-- Begin --
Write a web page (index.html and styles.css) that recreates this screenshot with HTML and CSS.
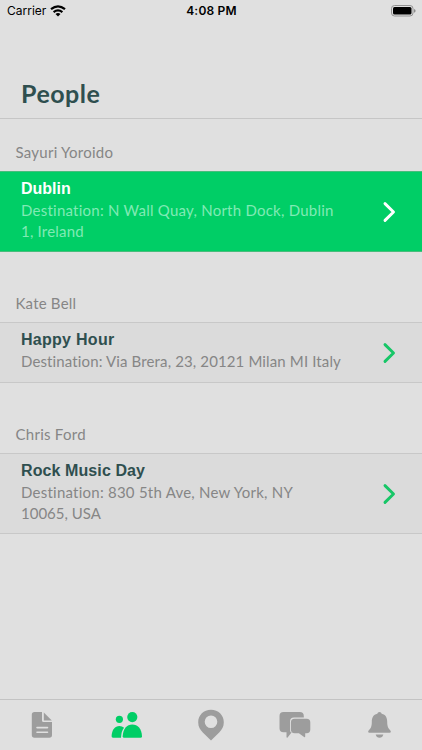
FILE: index.html
```
<!DOCTYPE html>
<html lang="en">
<head>
<meta charset="utf-8">
<title>People</title>
<link rel="stylesheet" href="styles.css">
</head>
<body>
<div class="status">
  <div class="carrier"><span>Carrier</span>
    <svg width="16" height="12" viewBox="0 0 16 12"><g fill="none" stroke="#000" stroke-width="2.2"><path d="M1 4.2Q8-1.6 15 4.2"/><path d="M3.6 7.2Q8 3.7 12.4 7.2"/></g><path d="M5.5 8.9Q8 7.1 10.500 8.900L8 11.500Z"/></svg>
  </div>
  <div class="time">4:08 PM</div>
  <svg class="battery" width="25" height="12" viewBox="0 0 25 12"><rect x=".5" y=".5" width="21.500" height="10.500" rx="3" fill="none" stroke="#929292"/><rect x="2" y="2" width="18.500" height="7.500" rx="1.500"/><path d="M23.200 4v3.700q1.300-.5 1.300-1.850T23.200 4Z" fill="#777"/></svg>
</div>
<header class="header"><h1>People</h1></header>
<main class="list">
  <section>
    <h2 class="sayuri">Sayuri Yoroido</h2>
    <article class="card active tall">
      <div class="info"><h3 class="dublin">Dublin</h3><p><span class="d1">Destination: N Wall Quay, North Dock, Dublin</span><br><span class="d2">1, Ireland</span></p></div>
      <svg class="chevron" width="14" height="22" viewBox="0 0 14 22"><path d="M3 2.600 11.500 11 3 19.400"/></svg>
    </article>
  </section>
  <section>
    <h2 class="kate">Kate Bell</h2>
    <article class="card">
      <div class="info"><h3 class="happy">Happy Hour</h3><p><span class="d3">Destination: Via Brera, 23, 20121 Milan MI Italy</span></p></div>
      <svg class="chevron" width="14" height="22" viewBox="0 0 14 22"><path d="M3 2.600 11.500 11 3 19.400"/></svg>
    </article>
  </section>
  <section>
    <h2 class="chris">Chris Ford</h2>
    <article class="card tall">
      <div class="info"><h3 class="rock">Rock Music Day</h3><p><span class="d4">Destination: 830 5th Ave, New York, NY</span><br><span class="d5">10065, USA</span></p></div>
      <svg class="chevron" width="14" height="22" viewBox="0 0 14 22"><path d="M3 2.600 11.500 11 3 19.400"/></svg>
    </article>
  </section>
</main>
<nav class="tabs">
  <a><svg width="34" height="34" viewBox="0 0 34 34"><path d="M9.500 4H17v8.500a1.500 1.500 0 0 0 1.500 1.500H27v13a2.700 2.700 0 0 1-2.700 2.700H9.500A2.700 2.700 0 0 1 6.800 27V6.700A2.700 2.700 0 0 1 9.500 4Z"/><path d="M18.800 4.400 26.800 12.600H18.800Z"/><path class="cut" d="M12 19.600h10.500M12 24.300h10.500"/></svg></a>
  <a class="on"><svg width="34" height="34" viewBox="0 0 34 34"><circle cx="9.400" cy="11.300" r="3.600"/><path d="M1.600 28.300C1.900 21.500 5 17.900 9.400 17.900q2.800 0 4.700 1.800Q11.400 22.500 11 29.700H3Q1.600 29.700 1.600 28.300Z"/><circle cx="22.300" cy="9.100" r="5.100"/><path d="M12.700 28.200C13.100 21 16.800 16.600 22.300 16.600S31.700 21 32 28.200Q32 29.700 30.500 29.700H14.200Q12.700 29.700 12.700 28.200Z"/></svg></a>
  <a><svg width="34" height="34" viewBox="0 0 34 34"><path fill-rule="evenodd" d="M17 1.800c7.300 0 12.800 5.400 12.800 12.400 0 4.600-1.900 7.300-4.600 10.200L17 32.500 8.800 24.400C6.100 21.500 4.200 18.800 4.200 14.200 4.200 7.200 9.700 1.800 17 1.800Zm0 5.700a6.300 6.300 0 1 0 0 12.600 6.300 6.300 0 0 0 0-12.600Z"/></svg></a>
  <a><svg width="34" height="34" viewBox="0 0 34 34"><path d="M5.500 4h16.300q4 0 4 4v1.500H16q-4 0-4 4v8q0 1.500.6 2.800h1.100L9.600 29.500q-1.100.6-1.100-.8v-4.400h-3Q1.500 24.300 1.500 20.300V8q0-4 4-4Z"/><path d="M16.600 10.800h12q3.700 0 3.700 3.700v7q0 3.700-3.700 3.700H27.200v3.300q0 1.200-1.100.5l-5.200-3.800H16.600q-3.700 0-3.700-3.700v-7q0-3.700 3.700-3.700Z"/></svg></a>
  <a><svg width="34" height="34" viewBox="0 0 34 34"><path d="M16.500 3.900q1.900 0 2.200 1.800c4 .9 5.500 4 5.500 8 0 4.700 1 6.400 3 8.600q1.600 2.400-.6 2.400H6.400q-2.200 0-.6-2.400c2-2.200 3-3.900 3-8.600 0-4 1.500-7.100 5.500-8Q14.600 3.900 16.500 3.900Z"/><path d="M12.700 26.600h7.600q-.8 3.200-3.800 3.200t-3.800-3.200Z"/></svg></a>
</nav>
</body>
</html>
```
FILE: styles.css
```
* { box-sizing: border-box; }
body {
  margin: 0;
  width: 422px;
  height: 750px;
  overflow: hidden;
  display: flex;
  flex-direction: column;
  background: #e0e0e0;
  font-family: Lato, sans-serif;
  color: #868686;
}
h1, h2, h3, p { margin: 0; }
svg { display: block; flex: none; }
.status {
  height: 22px;
  padding: 0 6px 0 7px;
  display: grid;
  grid-template-columns: 1fr auto 1fr;
  align-items: center;
  font: 12px/22px Inter, sans-serif;
  color: #000;
}
.carrier { display: flex; align-items: center; gap: 4px; }
.carrier span { letter-spacing: 0; }
.time { font-weight: 600; letter-spacing: 0.2px; }
.battery { justify-self: end; }
.header {
  height: 97px;
  padding: 53px 21px 0;
  border-bottom: 1px solid #c6c6c6;
}
h1 {
  font-size: 25px;
  line-height: 36px;
  font-weight: 700;
  letter-spacing: 0.5px;
  color: #2f4f4f;
}
.list { flex: 1; padding-top: 16px; }
h2 {
  height: 36px;
  padding: 0 15.5px;
  font-size: 15px;
  line-height: 34px;
  font-weight: 400;
}
section + section { margin-top: 34px; }
.card {
  height: 61px;
  padding: 6px 26px 0 21px;
  display: flex;
  justify-content: space-between;
  background: #dbdbdb;
  border: solid #c8c8c8;
  border-width: 1px 0;
}
.card.tall { height: 81px; }
.card.active { background: #00ce66; border-color: #48bd7c; color: #80eab5; }
h3 {
  font: bold 16px/22px "Liberation Sans", sans-serif;
  color: #2f4f4f;
}
.active h3 { color: #fff; }
p { font-size: 15px; line-height: 20.5px; white-space: nowrap; }
.sayuri, .chris { letter-spacing: 0.26px; }
.kate { letter-spacing: 0.2px; }
.happy { letter-spacing: 0.28px; }
.rock { letter-spacing: 0.1px; }
.d1, .d4 { letter-spacing: 0.24px; }
.d2 { letter-spacing: 0.2px; }
.d3 { letter-spacing: 0.13px; }
.chevron {
  align-self: center;
  margin-top: -6px;
  fill: none;
  stroke: #17c667;
  stroke-width: 2.9;
  stroke-linecap: round;
  stroke-linejoin: round;
}
.active .chevron { stroke: #fff; }
.tabs {
  height: 51px;
  display: grid;
  grid-template-columns: repeat(5, 1fr);
  justify-items: center;
  padding-top: 8px;
  border-top: 1px solid #c3c3c3;
  fill: #9d9d9d;
}
.tabs .on { fill: #00ce66; }
.cut { stroke: #e0e0e0; stroke-width: 1.6; stroke-linecap: round; }
```
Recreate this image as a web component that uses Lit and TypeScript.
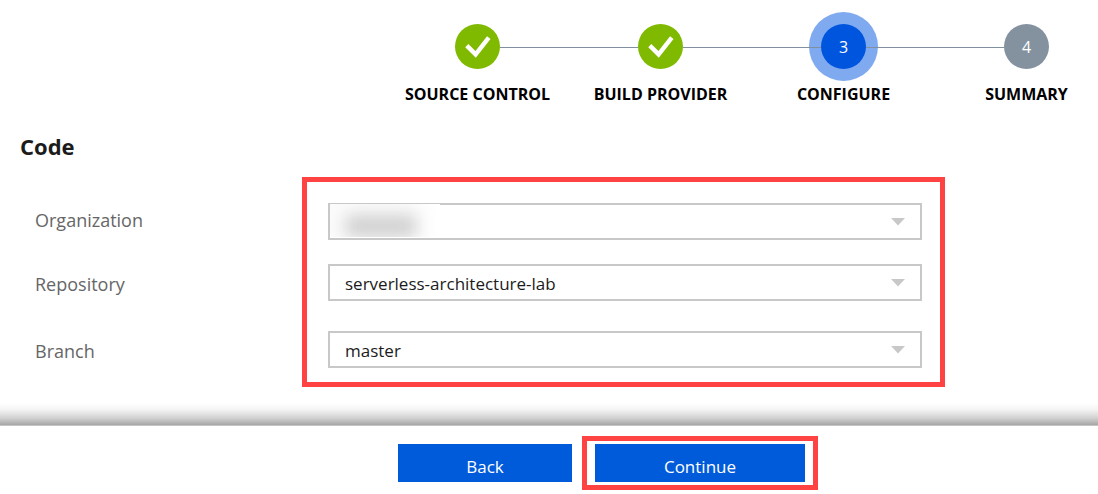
import { LitElement, html, css, nothing } from "lit";
import { customElement, property } from "lit/decorators.js";

type StepState = "done" | "current" | "pending";

interface Step {
  label: string;
  state: StepState;
}

interface Field {
  id: string;
  label: string;
  value: string;
  redacted?: boolean;
}

const STEPS: Step[] = [
  { label: "SOURCE CONTROL", state: "done" },
  { label: "BUILD PROVIDER", state: "done" },
  { label: "CONFIGURE", state: "current" },
  { label: "SUMMARY", state: "pending" },
];

const FIELDS: Field[] = [
  { id: "organization", label: "Organization", value: "", redacted: true },
  { id: "repository", label: "Repository", value: "serverless-architecture-lab" },
  { id: "branch", label: "Branch", value: "master" },
];

@customElement("wizard-steps")
export class WizardSteps extends LitElement {
  @property({ attribute: false }) steps: Step[] = [];

  static styles = css`
    :host {
      display: block;
    }
    .steps {
      display: flex;
      margin: 0;
      padding: 0;
      list-style: none;
    }
    .step {
      display: flex;
      flex-direction: column;
      align-items: center;
      width: 45px;
      gap: 13px;
    }
    .line {
      position: relative;
      flex: 1;
      height: 1px;
      margin-top: 23px;
      background: #8090a0;
      z-index: 1;
    }
    .dot {
      display: flex;
      align-items: center;
      justify-content: center;
      width: 45px;
      height: 45px;
      border-radius: 50%;
      color: #fff;
      font-size: 16px;
      line-height: 24px;
    }
    .done {
      background: #7fba00;
    }
    .current {
      background: #0055df;
      box-shadow: 0 0 0 12px rgba(0, 85, 223, 0.5);
    }
    .pending {
      background: #84929f;
    }
    .name {
      color: #000;
      font-size: 16px;
      font-weight: 700;
      line-height: 24px;
      white-space: nowrap;
    }
  `;

  render() {
    return html`
      <ol class="steps">
        ${this.steps.map(
          (step, i) => html`
            ${i > 0 ? html`<li class="line" role="presentation"></li>` : nothing}
            <li class="step" aria-current=${step.state === "current" ? "step" : nothing}>
              <span class="dot ${step.state}">
                ${step.state === "done"
                  ? html`<svg width="45" height="45" viewBox="0 0 45 45" aria-hidden="true">
                      <path d="M11.8 21.6 L20.6 30.4 L33.8 13.6" fill="none" stroke="#fff" stroke-width="4.4" />
                    </svg>`
                  : i + 1}
              </span>
              <span class="name">${step.label}</span>
            </li>
          `
        )}
      </ol>
    `;
  }
}

@customElement("app-root")
export class AppRoot extends LitElement {
  static styles = css`
    :host {
      display: flex;
      flex-direction: column;
      box-sizing: border-box;
      min-height: 100vh;
      background: #fff;
      font-family: "Segoe UI", "Open Sans", "Noto Sans", sans-serif;
    }
    .progress {
      padding: 24px 49px 0 455px;
    }
    .code {
      padding: 24px 176px 0 20px;
    }
    .title {
      margin: 0;
      color: #1b1b1b;
      font-size: 22px;
      font-weight: 700;
      line-height: 32px;
    }
    .fields {
      display: grid;
      grid-template-columns: 293px 1fr;
      row-gap: 24px;
      padding: 41px 0 0 15px;
    }
    .label {
      grid-column: 1;
      align-self: end;
      color: #666;
      font-size: 18px;
      line-height: 34px;
    }
    .label.row-1 {
      align-self: start;
    }
    .control {
      position: relative;
      grid-column: 2;
      display: grid;
    }
    .row-1 {
      grid-row: 1;
    }
    .row-2 {
      grid-row: 2;
    }
    .row-3 {
      grid-row: 3;
      margin-top: 6px;
    }
    .select {
      appearance: none;
      box-sizing: border-box;
      width: 100%;
      height: 37px;
      padding: 2px 40px 0 15px;
      border: 2px solid #c8c8c8;
      border-radius: 0;
      background: #fff;
      color: #1b1b1b;
      font-family: inherit;
      font-size: 17px;
    }
    .arrow {
      position: absolute;
      top: 15px;
      right: 17px;
      pointer-events: none;
    }
    .redaction {
      position: absolute;
      inset: 1px auto 3px 2px;
      width: 110px;
      overflow: hidden;
      background: linear-gradient(to right, #fbfbfb 70%, #fff);
      pointer-events: none;
    }
    .smudge {
      position: absolute;
      inset: 11px 24px 0 16px;
      background: #d0d0d0;
      filter: blur(8px);
    }
    .frame {
      border: 5px solid #ff4343;
    }
    .fields-frame {
      grid-column: 2;
      grid-row: 1 / 4;
      z-index: 1;
      margin: -26px -23px -19px -26px;
      pointer-events: none;
    }
    .footer {
      margin-top: auto;
    }
    .shade {
      height: 22px;
      border-bottom: 1px solid #c4c4c4;
      background: linear-gradient(#fff, #f4f4f4 30%, #d2d2d2 68%, #a6a6a6);
    }
    .actions {
      display: flex;
      align-items: center;
      gap: 10px;
      padding: 10px 0 4px 398px;
    }
    .continue-frame {
      padding: 3px 8px;
    }
    .button {
      display: block;
      width: 174px;
      height: 38px;
      padding: 7px 0 0;
      border: 0;
      background: #005bda;
      color: #fff;
      font-family: inherit;
      font-size: 17px;
      line-height: 24px;
    }
    .primary {
      width: 210px;
    }
  `;

  private field(field: Field, index: number) {
    const row = `row-${index + 1}`;
    return html`
      <label class="label ${row}" for=${field.id}>${field.label}</label>
      <div class="control ${row}">
        <select class="select" id=${field.id}>
          <option>${field.value}</option>
        </select>
        ${field.redacted
          ? html`<div class="redaction"><div class="smudge"></div></div>`
          : nothing}
        <svg class="arrow" width="14" height="8" viewBox="0 0 14 8" aria-hidden="true">
          <path d="M0 0 H14 L7 7.5 Z" fill="#c8c8c8" />
        </svg>
      </div>
    `;
  }

  render() {
    return html`
      <nav class="progress" aria-label="Progress">
        <wizard-steps .steps=${STEPS}></wizard-steps>
      </nav>
      <main class="code">
        <h1 class="title">Code</h1>
        <form class="fields">
          ${FIELDS.map((f, i) => this.field(f, i))}
          <div class="frame fields-frame"></div>
        </form>
      </main>
      <footer class="footer">
        <div class="shade"></div>
        <div class="actions">
          <button class="button" type="button">Back</button>
          <div class="frame continue-frame">
            <button class="button primary" type="button">Continue</button>
          </div>
        </div>
      </footer>
    `;
  }
}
-- End --
▸ Set exercise
Looking above, find the stretch of lines that opens with the one holding "Recreate this image" and closes with the one holding "steps: Step[] = [];". Copy it exactly, pictures excluded.

▸ Solution for this task
Recreate this image as a web component that uses Lit and TypeScript.
import { LitElement, html, css, nothing } from "lit";
import { customElement, property } from "lit/decorators.js";

type StepState = "done" | "current" | "pending";

interface Step {
  label: string;
  state: StepState;
}

interface Field {
  id: string;
  label: string;
  value: string;
  redacted?: boolean;
}

const STEPS: Step[] = [
  { label: "SOURCE CONTROL", state: "done" },
  { label: "BUILD PROVIDER", state: "done" },
  { label: "CONFIGURE", state: "current" },
  { label: "SUMMARY", state: "pending" },
];

const FIELDS: Field[] = [
  { id: "organization", label: "Organization", value: "", redacted: true },
  { id: "repository", label: "Repository", value: "serverless-architecture-lab" },
  { id: "branch", label: "Branch", value: "master" },
];

@customElement("wizard-steps")
export class WizardSteps extends LitElement {
  @property({ attribute: false }) steps: Step[] = [];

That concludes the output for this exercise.